Toutefois, profitant de la difficile situation socio-économique dans la région, les recruteurs de Moscou avaient attiré en Asie centrale des jeunes qui cherchaient désespérément à gagner de l’argent, a déclaré cet ancien personnel militaire à Almaty.

« Ils paient plutôt bien, et c’est donc une excellente opportunité pour des jeunes au chômage, dont beaucoup avaient abandonné tout espoir de résoudre leurs problèmes financiers et la perspective de se remettre sur les rails », a expliqué Dauren Ospanov d’Almaty, un commandant à la retraite de l’armée kazakhe.

Le Groupe Wagner utilise des tactiques de recrutement semblables à celle des terroristes de « l’État islamique en Irak et en Syrie » (EIIS), a-t-il poursuivi. Ainsi, les deux attirent les jeunes par des promesses d’argent et cherchent sur Internet des candidats susceptibles d’être recrutés.

« Aujourd’hui, Wagner représente même une menace encore plus grande pour la sécurité régionale, car le chômage est en forte hausse dans les pays d’Asie centrale du fait de la pandémie », a ajouté Ospanov.

Les crimes dont sont accusés ces ressortissants kirghizes en Ukraine sont particulièrement graves, a précisé Kairat Osmonaliyev de Bishkek, professeur et lieutenant-colonel de police dans la réserve.
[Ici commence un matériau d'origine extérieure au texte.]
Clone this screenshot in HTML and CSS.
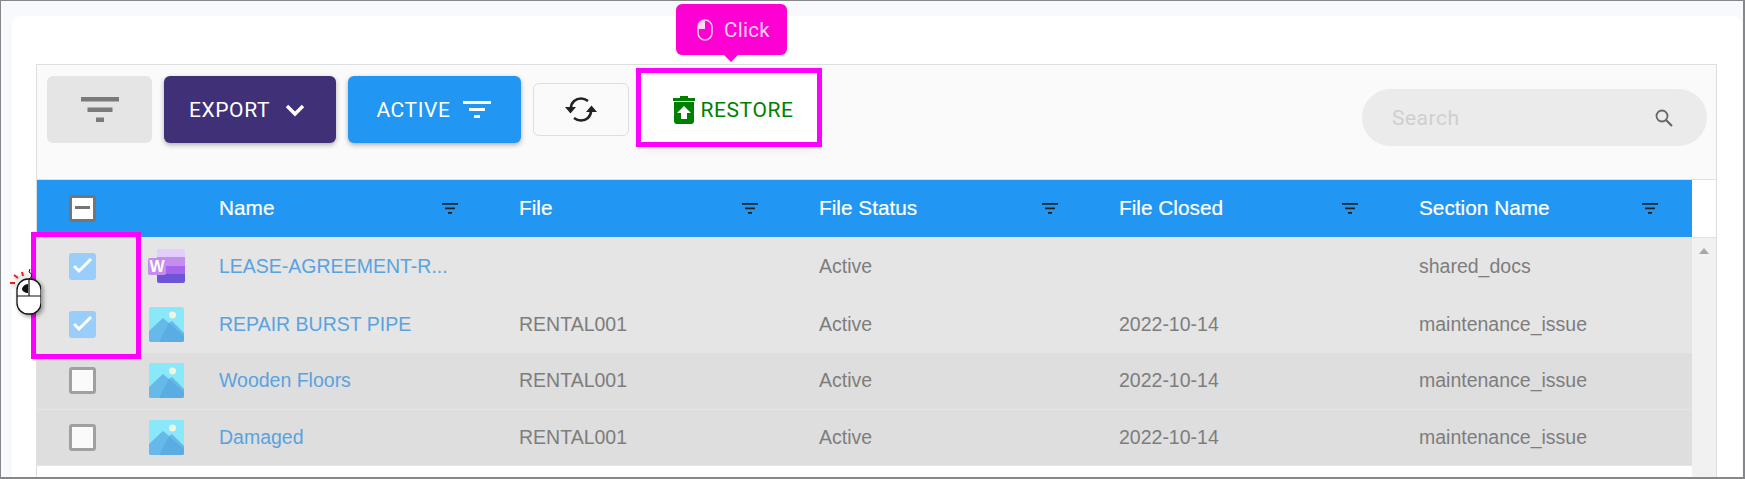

« Si leur culpabilité est avérée, ces ressortissants kirghizes ne pourront pas compter sur le soutien de leur gouvernement parce que selon notre constitution, c’est un motif de révocation de leur nationalité kirghize », a précisé Osmonaliyev.

Si l’Ukraine les déporte au Kirghizistan, ils y encourent une peine de douze ans de prison, a-t-il ajouté.

Les peines qui attendent ces accusés en Ukraine équivalent à du terrorisme, a expliqué Kurmanbek Aliyev, activiste des droits de l’homme originaire d’Osh, au Kirghizistan.

«Ils s’y sont battus pour de l’argent et ont versé le sang de ceux qui défendaient leur propre territoire », a-t-il indiqué. « Que sont-ils, si ce n’est des terroristes ? »

Le Groupe Wagner, un groupe russe, est lui-même illégal et par essence une organisation terroriste qui mène des opérations de combat dans d’autres pays pour le compte de Moscou, a déclaré Aliyev.

« Ils détruisent les vies à la fois de leurs adversaires et de leur propre peuple en réalisant les visées politiques du Kremlin », a déclaré Aliyev, faisant référence aux membres du Groupe Wagner.

Visées sur la Biélorussie

Les récents événements dans l’espace post-soviétique laissent à penser que le Groupe Wagner pourrait y mener un nouveau complot.

Le 30 juillet, la Biélorussie a indiqué qu’elle avait monté un dossier pénal à l’encontre de mercenaires russes qui avaient été arrêtés pour avoir prévu de déstabiliser le pays à l’approche des élections présidentielles tenues le dimanche 9 août.

Ces dernières années, malgré des pressions de la Russie, le président biélorusse Alexandre Loukachenko a rejeté une union directe avec Moscou et a cherché à renforcer les liens avec l’Occident.

Or, la Biélorussie occupe une place centrale dans les plans stratégiques de la Russie, peut-être même encore plus importante que tout autre État voisin, à l’exception de l’Ukraine.

Moscou a des intérêts majeurs en Biélorussie, car il fournit à Minsk la presque totalité de son pétrole et de son gaz. Mais cette année, pour tenter de relâcher sa dépendance envers les hydrocarbures russes, la Biélorussie a acheté du pétrole en Norvège, en Arabie saoudite, en Azerbaïdjan et aux États-Unis, irritant le président russe Vladimir Poutine.

Le Grouge Wagner aurait certainement pu mener une mission de déstabilisation en Biélorussie, car Moscou « y a définitivement des intérêts stratégiques », a déclaré Ospanov, l’ancien commandant dans l’armée kazakh.

« Mais Loukachenko, imprévisible et de moins en moins contrôlable, laisse tomber Poutine », a indiqué Ospanov.

Efforts mondiaux

Les mercenaires du Groupe Wagner ont mené la guerre dans plusieurs autres pays, chaque fois pour faire avancer l’agenda du Kremlin.

En Libye, ils continuent à supporter les tentatives infructueuses de l’homme fort militaire Khalifa Haftar pour renverser le gouvernement libyen internationalement reconnu. Des photos certifiées montrent qu’ils ont posé des mines et des engins explosifs improvisés (EEI) dans et autour de Tripoli, violant l’embargo sur les armes des Nations unies et mettant en danger les vies de Libyens innocents, a confirmé en juillet l’US Africa Command (AFRICOM).

Cela fait des années que des membres du Groupe Wagner seraient opérationnels en Russie, servant sur la ligne de front aux côtés des troupes favorables au régime. Le Kremlin avait envoyé des forces en Syrie en 2015 pour le compte de son client, le président Bashar el-Assad.